Could the United States justify a continued military presence in Korea? Could a unified Korea overtake Japan as a major economic power? Would communist China really want to see a unified Korea under capitalist Seoul?
The reasons for such uncertainty reach back decades.
For 35 years, Japan ruled Korea as a colonial master, exploiting its natural resources, using its people as slave laborers and stationing soldiers there to control the Asian mainland. Korea only escaped its grip in 1945, when Japan was defeated at the end of World War II.
Soon, advancing U.S. and Soviet forces partitioned the peninsula into the communist North and the pro-Western South, and it became a front line of the Cold War.
On June 25, 1950, the North invaded the South in an effort to reunify it, and the fighting that followed — South Korea, the United States and its allies on one side, Soviet-backed North Korean and Chinese forces on the other — left up to 5 million people dead, injured or missing.
Ever since the Korean War ended in stalemate in 1953, tens of thousands of U.S. forces have remained stationed in South Korea and Japan as a counter to China, Russia and heavily armed North Korea.
"The Koreas can't help but have the four great Pacific powers in their backyard," said Nicholas Eberstadt, a scholar at the American Enterprise Institute for Public Policy Research in Washington, D.C. "Any sort of Korean solution will affect or presumably involve those four Pacific powers."
China and Russia, which used to have closer ties with North Korea, have refrained from publicly criticizing it. They have praised the North for recently seeking diplomatic ties with Western countries and reaching out for international recognition after years of isolation.
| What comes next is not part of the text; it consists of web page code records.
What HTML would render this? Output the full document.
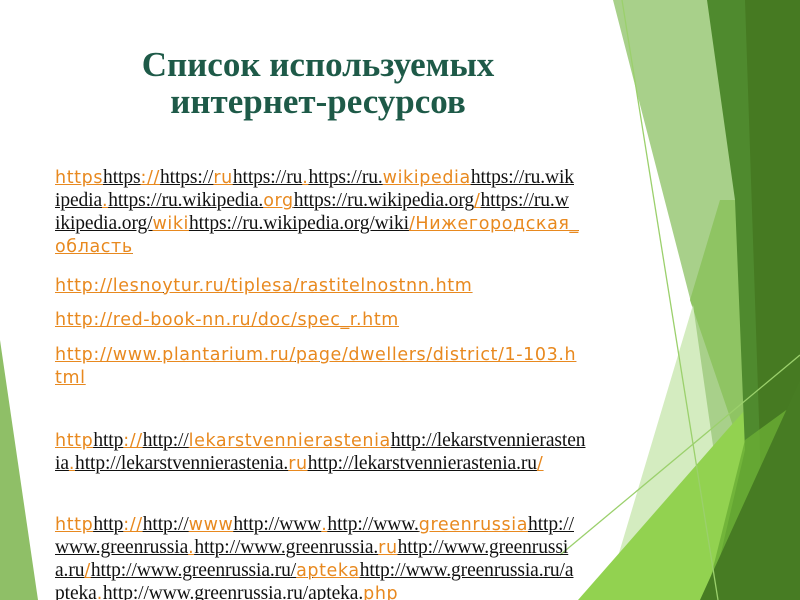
<!DOCTYPE html>
<html><head><meta charset="utf-8"><style>
html,body{margin:0;padding:0;width:800px;height:600px;overflow:hidden;background:#fff;position:relative}
svg.bg{position:absolute;left:0;top:0}
h1{position:absolute;left:0;width:636px;top:46px;margin:0;text-align:center;font:bold 35px/37px "Liberation Serif","Noto Serif CJK SC",serif;color:#1e5a48}
.l{position:absolute;left:55px;white-space:nowrap;line-height:20px;text-decoration:underline}
.o{color:#e8891f;font-family:"DejaVu Sans","Liberation Sans",sans-serif;font-size:17.5px;letter-spacing:0.6px;text-decoration:underline}
.b{color:#111;font-family:"Liberation Serif",serif;font-size:19.5px;letter-spacing:-0.1px;text-decoration:underline}
</style></head><body>
<svg class="bg" width="800" height="600" viewBox="0 0 800 600">
<polygon points="0,340 38,600 0,600" fill="#8fbf67"/>
<polygon points="613,0 760,0 760,600 700,600 693,310" fill="#a8d08a"/>
<polygon points="690,300 720,200 740,200 748,470" fill="#8fc463"/>
<polygon points="693,305 735,600 605,600" fill="#d4ecc0"/>
<polygon points="727,430 790,360 770,600 578,600" fill="#92d250"/>
<polygon points="707,0 800,0 800,600 710,600 745,450 735,200" fill="#4f8a2e"/>
<polygon points="745,0 800,0 800,600 765,600" fill="#467a22"/>
<polygon points="745,440 800,400 800,440 705,600 725,520" fill="#6aae35" opacity="0.8"/>
<polygon points="800,380 800,600 700,600" fill="#477c23"/>
<line x1="622" y1="0" x2="718" y2="600" stroke="#9bd06c" stroke-width="1.3"/>
<line x1="560" y1="555" x2="800" y2="355" stroke="#9bd06c" stroke-width="1.3"/>
</svg>
<h1>Список используемых<br>интернет-ресурсов</h1>
<div class="l" style="top:168px"><span class="o">https</span><span class="b">https</span><span class="o">://</span><span class="b">https://</span><span class="o">ru</span><span class="b">https://ru</span><span class="o">.</span><span class="b">https://ru.</span><span class="o">wikipedia</span><span class="b">https://ru.wik</span></div>
<div class="l" style="top:191px"><span class="b">ipedia</span><span class="o">.</span><span class="b">https://ru.wikipedia.</span><span class="o">org</span><span class="b">https://ru.wikipedia.org</span><span class="o">/</span><span class="b">https://ru.w</span></div>
<div class="l" style="top:214px"><span class="b">ikipedia.org/</span><span class="o">wiki</span><span class="b">https://ru.wikipedia.org/wiki</span><span class="o">/Нижегородская_</span></div>
<div class="l" style="top:237px"><span class="o">область</span></div>
<div class="l" style="top:276px"><span class="o">http://lesnoytur.ru/tiplesa/rastitelnostnn.htm</span></div>
<div class="l" style="top:310px"><span class="o">http://red-book-nn.ru/doc/spec_r.htm</span></div>
<div class="l" style="top:345px"><span class="o">http://www.plantarium.ru/page/dwellers/district/1-103.h</span></div>
<div class="l" style="top:368px"><span class="o">tml</span></div>
<div class="l" style="top:431px"><span class="o">http</span><span class="b">http</span><span class="o">://</span><span class="b">http://</span><span class="o">lekarstvennierastenia</span><span class="b">http://lekarstvennierasten</span></div>
<div class="l" style="top:454px"><span class="b">ia</span><span class="o">.</span><span class="b">http://lekarstvennierastenia.</span><span class="o">ru</span><span class="b">http://lekarstvennierastenia.ru</span><span class="o">/</span></div>
<div class="l" style="top:515px"><span class="o">http</span><span class="b">http</span><span class="o">://</span><span class="b">http://</span><span class="o">www</span><span class="b">http://www</span><span class="o">.</span><span class="b">http://www.</span><span class="o">greenrussia</span><span class="b">http://</span></div>
<div class="l" style="top:538px"><span class="b">www.greenrussia</span><span class="o">.</span><span class="b">http://www.greenrussia.</span><span class="o">ru</span><span class="b">http://www.greenrussi</span></div>
<div class="l" style="top:561px"><span class="b">a.ru</span><span class="o">/</span><span class="b">http://www.greenrussia.ru/</span><span class="o">apteka</span><span class="b">http://www.greenrussia.ru/a</span></div>
<div class="l" style="top:584px"><span class="b">pteka</span><span class="o">.</span><span class="b">http://www.greenrussia.ru/apteka.</span><span class="o">php</span></div>
</body></html>
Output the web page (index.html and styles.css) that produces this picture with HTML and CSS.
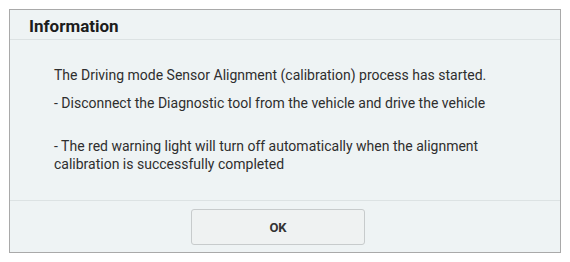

Beijing and Moscow also have improved their relations and trade ties with South Korea after transforming their state-run economies with capitalistic reforms, and they would support the North if it followed their lead in an effort to restore its crippled economy.
Last month, North Korean leader Kim Jong Il made a secret visit to Beijing for talks with Chinese leaders — his first known foreign trip in 17 years. Russian President Vladimir Putin recently announced plans to soon become the first Russian leader to visit the North.
Washington and Tokyo, meanwhile, have long considered the North a "rogue nation" that threatens regional security. So they see bilateral meetings and economic and cultural cooperation as a way of coaxing it out of poverty and totalitarianism.
For Japan, the summit is so important that it favors taking few risks during the talks, in the hope that more can be held later. North Korea alarmed Japan in 1998 when it test-fired a long-range ballistic missile that flew over Japan and landed in the Pacific Ocean.
"Japan openly favors the summit, and it has avoided asking South Korean President Kim Dae-jung to raise any delicate issues that could anger the North, such as its ballistic missiles," said Hideshi Takesada, a professor at the National Institute for Defense Studies in Tokyo.
If the summit is successful and leads to greater cooperation between North and South Korea, Japan and the United States would probably want to see their eventual reunification discussed.
But China would likely be leery of a unified Korea under capitalist Seoul. The peninsula's current division suits Beijing's strategic interests: It has influence with both Koreas, but they are too absorbed with their own confrontation to pose a risk to China's rise as a regional force. Also, a weak, communist North Korea — but not so weak as to be unstable — is a buffer against a potentially resurgent South Korea and Japan.